BlackLab
BlackLab copied to clipboard
Compress the forward index
Operations that use the forward index tend to be I/O-limited, and the forward index takes up a lot of disk space. As our larger corpora grow, and we've added more forward indexes (PoS features and such), the disk cache has become less and less effective. (the tokens file takes 4 bytes per corpus position; in our large modern Dutch corpus, we have 18 forward indexes x 8.6 GB = 155 GB, way more than memory available for disk cache)
Compressing the tokens file could help. A quick test on our large corpus shows that (g)zip-compressing the entire tokens file for the "lemma" annotation saves over 50% (from 9GB to 4.2GB). Annotations with only a few different values, such as "pos_finiteness" (values "finite" or "infinite") can achieve much higher compression ratios (up to 95%). Of course, we would have to take measure to make sure random access speeds remain reasonable (like compressing the file in blocks), which will lower compression efficiency.

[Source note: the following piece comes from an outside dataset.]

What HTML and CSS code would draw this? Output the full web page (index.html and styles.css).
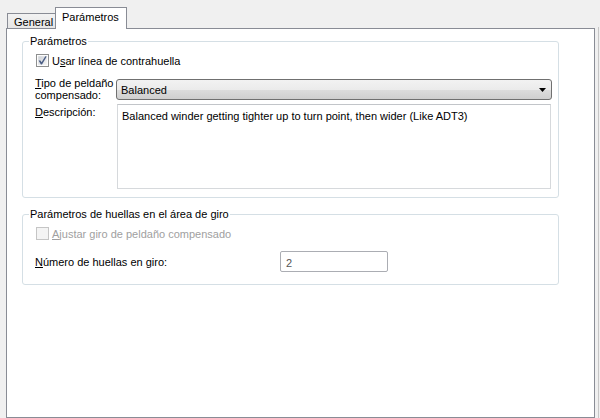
FILE: index.html
```html
<!DOCTYPE html>
<html lang="es">
<head>
<meta charset="utf-8">
<title>Parámetros</title>
<link rel="stylesheet" href="styles.css">
</head>
<body>
<div class="window">
  <div class="main">
    <div class="tabstrip">
      <div class="tab">General</div>
      <div class="tab tab-active">Parámetros</div>
    </div>
    <div class="panel">
      <fieldset class="group group-main">
        <legend class="legend">Parámetros</legend>
        <label class="check-row">
          <span class="checkbox">
            <svg width="13" height="13" viewBox="0 0 13 13">
              <defs>
                <linearGradient id="cbg" x1="0" y1="0" x2="1" y2="1">
                  <stop offset="0" stop-color="#cbcfd5"/>
                  <stop offset="1" stop-color="#f6f6f6"/>
                </linearGradient>
              </defs>
              <rect x="0.5" y="0.5" width="12" height="12" fill="#fff" stroke="#8e8f8f"/>
              <rect x="2" y="2" width="9" height="9" fill="url(#cbg)" stroke="#f4f4f4" stroke-width="0.6"/>
              <path d="M2.6 6.6 L4.4 6.4 L5.6 8.3 L9.3 2.3 L10.7 2.6 L6 10.4 L4.9 10.4 Z" fill="#4a5d85"/>
            </svg>
          </span>
          <span>U<u>s</u>ar línea de contrahuella</span>
        </label>
        <div class="form-grid">
          <div class="label label-type">
            <span class="line"><u>T</u>ipo de peldaño</span>
            <span class="line">compensado:</span>
          </div>
          <div class="combo">
            <span>Balanced</span>
            <svg class="arrow" width="7" height="4" viewBox="0 0 7 4"><path d="M0 0 H7 L3.5 4 Z" fill="#000"/></svg>
          </div>
          <div class="label label-desc"><u>D</u>escripción:</div>
          <div class="textarea">Balanced winder getting tighter up to turn point, then wider (Like ADT3)</div>
        </div>
      </fieldset>
      <fieldset class="group group-turn">
        <legend class="legend">Parámetros de huellas en el área de giro</legend>
        <label class="check-row disabled">
          <span class="checkbox">
            <svg width="13" height="13" viewBox="0 0 13 13">
              <rect x="0.5" y="0.5" width="12" height="12" fill="#f4f4f4" stroke="#c5c5c5"/>
              <rect x="2" y="2" width="9" height="9" fill="#f4f4f4"/>
            </svg>
          </span>
          <span><u>A</u>justar giro de peldaño compensado</span>
        </label>
        <div class="number-row">
          <div class="label"><u>N</u>úmero de huellas en giro:</div>
          <div class="input">2</div>
        </div>
      </fieldset>
    </div>
  </div>
  <div class="edge"></div>
</div>
</body>
</html>
```

FILE: styles.css
```css
* { box-sizing: border-box; }

html, body {
  margin: 0;
  padding: 0;
  background: #f0f0f0;
}

body {
  font-family: "Liberation Sans", Arial, sans-serif;
  font-size: 11px;
  line-height: 12px;
  color: #000;
  width: 600px;
  height: 418px;
  overflow: hidden;
}

u { text-decoration: underline; text-underline-offset: 1px; }

.window {
  display: flex;
  height: 418px;
}

.main {
  width: 595px;
  padding-left: 6px;
}

.edge {
  margin-top: 27px;
  margin-left: 3px;
  width: 1px;
  background: #c6c6c6;
}

.tabstrip {
  display: flex;
  align-items: flex-end;
  height: 28px;
  padding-left: 1px;
}

.tab {
  height: 15px;
  width: 49px;
  border: 1px solid #898c95;
  border-bottom: none;
  background: linear-gradient(#f2f2f2, #e6e6e6);
  padding: 2px 0 0 6px;
  line-height: 12px;
  position: relative;
}

.tab-active {
  height: 22px;
  width: 72px;
  margin-left: -1px;
  margin-bottom: -1px;
  background: #fff;
  z-index: 1;
  padding: 3px 0 0 6px;
}

.panel {
  height: 390px;
  width: 589px;
  border: 1px solid #898c95;
  background: #fff;
  padding: 6px 0 0 15px;
}

.group {
  width: 537px;
  margin: 0;
  border: 1px solid #d5dfe5;
  border-radius: 3px;
  padding: 7px 7px 0 12px;
}

.legend {
  padding: 0 1px;
  margin-left: -6px;
  line-height: 12px;
}

.group-main {
  padding-bottom: 8px;
}

.group-turn {
  margin-top: 10px;
  padding-top: 7px;
  padding-bottom: 12px;
}

.check-row {
  display: flex;
  align-items: flex-start;
  height: 13px;
  margin-left: 1px;
}

.checkbox {
  width: 13px;
  height: 13px;
  margin-right: 3px;
  display: block;
}
.checkbox svg { display: block; }

.check-row > span:last-child {
  padding-top: 1px;
}

.disabled { color: #a0a0a0; }

.form-grid {
  display: grid;
  grid-template-columns: 81px 1fr;
  row-gap: 4px;
  margin-top: 12px;
}

.label-type {
  margin: -2px 0 -3px;
}
.line { display: block; height: 12px; }
.label-desc { margin-top: 2px; }

.combo {
  height: 21px;
  margin-right: -1px;
  border: 1px solid #707070;
  border-radius: 3px;
  background: linear-gradient(#f2f2f2 0%, #ebebeb 50%, #dddddd 51%, #cfcfcf 100%);
  display: flex;
  align-items: center;
  justify-content: space-between;
  padding: 1px 5px 0 4px;
}

.arrow { display: block; margin-top: 0px; }

.textarea {
  margin-left: 1px;
  height: 85px;
  border: 1px solid #d6d9dc;
  border-top-color: #c2c5c9;
  padding: 5px 4px;
  background: #fff;
}

.number-row {
  display: flex;
  align-items: center;
  margin-top: 11px;
}

.number-row .label {
  width: 245px;
  padding-top: 1px;
}

.input {
  width: 108px;
  height: 21px;
  border: 1px solid #abadb3;
  border-radius: 2px;
  padding: 5px 5px 0 5px;
  color: #555;
  background: #fff;
}
```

This would be a balance between saving time on I/O operations and losing time on decompression, but this could be worth it, especially if multiple decompression threads can run at the same time. Potentially saving quite a bit of disk space (and speeding up copy operations) would be a nice bonus.

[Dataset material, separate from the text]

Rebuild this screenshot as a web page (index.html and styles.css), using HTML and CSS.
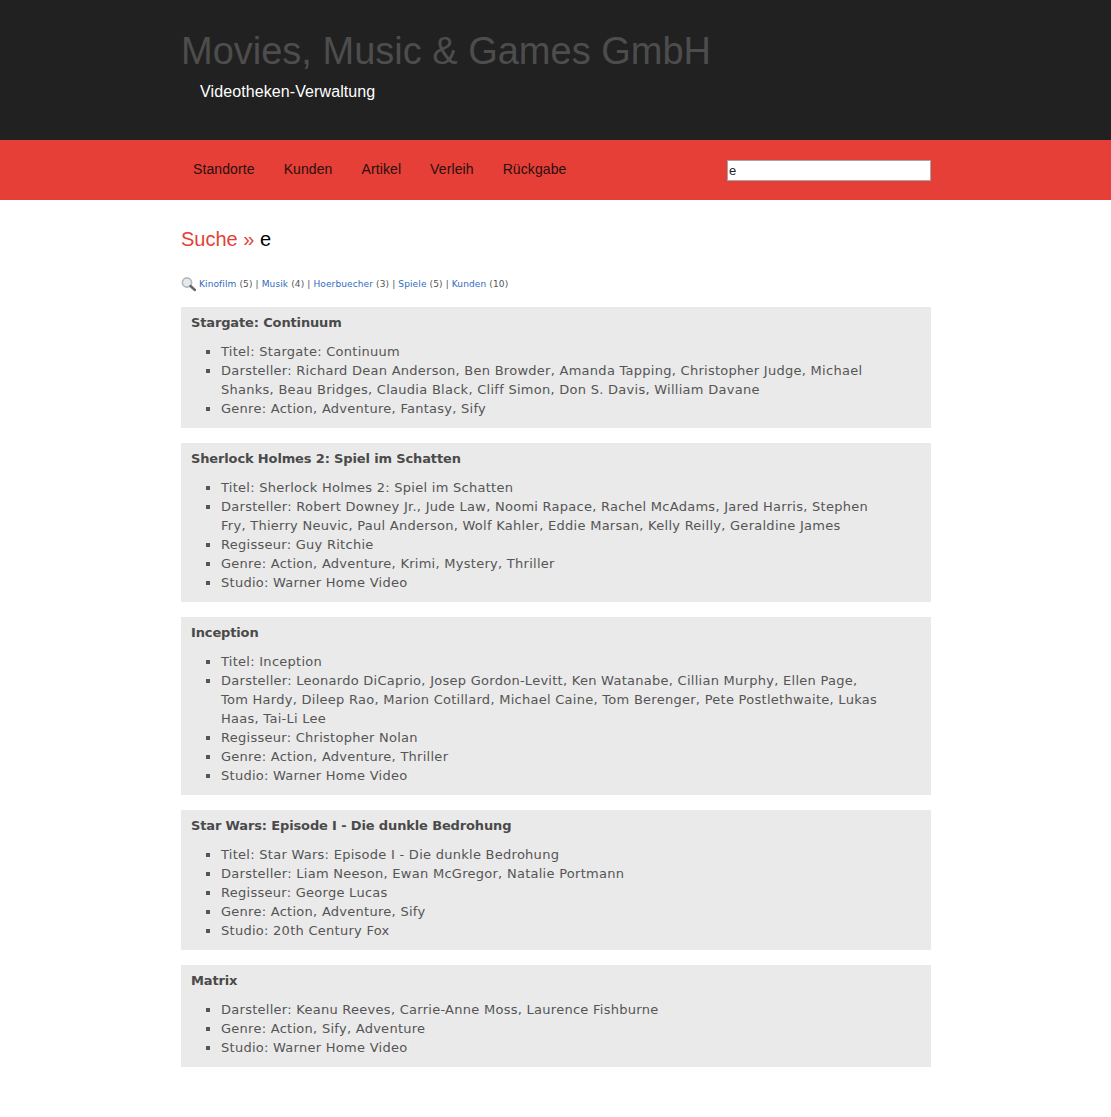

Compression could use variable-length quantity or VInts like Lucene already uses or the more CPU-efficient Group Varint Encoding. Because a frequent term is likely to have a low term index (because a frequent term will likely be encountered before an infrequent term during indexing), this would provide reasonably good compression while being quick to decode. Alternatively, gzip compression could be used, but this costs more CPU cycles; we could experiment to see if this is worth it. (another potential disadvantage of using gzip is having to compress in blocks, while VInt encoding
If we want to stick with fixed-length numbers, it might be worth it to use only as many bits as needed. For example, if an annotation has 18 unique values, we would use 5 bits per token to store it. This means retrieving a specific token is still very fast because we don't need to decompress an entire block, but we still save some space (an estimated 10-20%, perhaps a few 100M per billion tokens).
Another small improvement: right now we store regular two's complement signed numbers of 1, 2, 3 or 4 bytes, but the only negative number we use is -1. So we could instead store numbers in the range of [-1, 2^b-2] where b is the number of bits per token. This is essentially like storing unsigned integer, with -1 being represented by the MAX_VALUE for that unsigned integer. This saves about 1 bit per token, or 125M per billion tokens.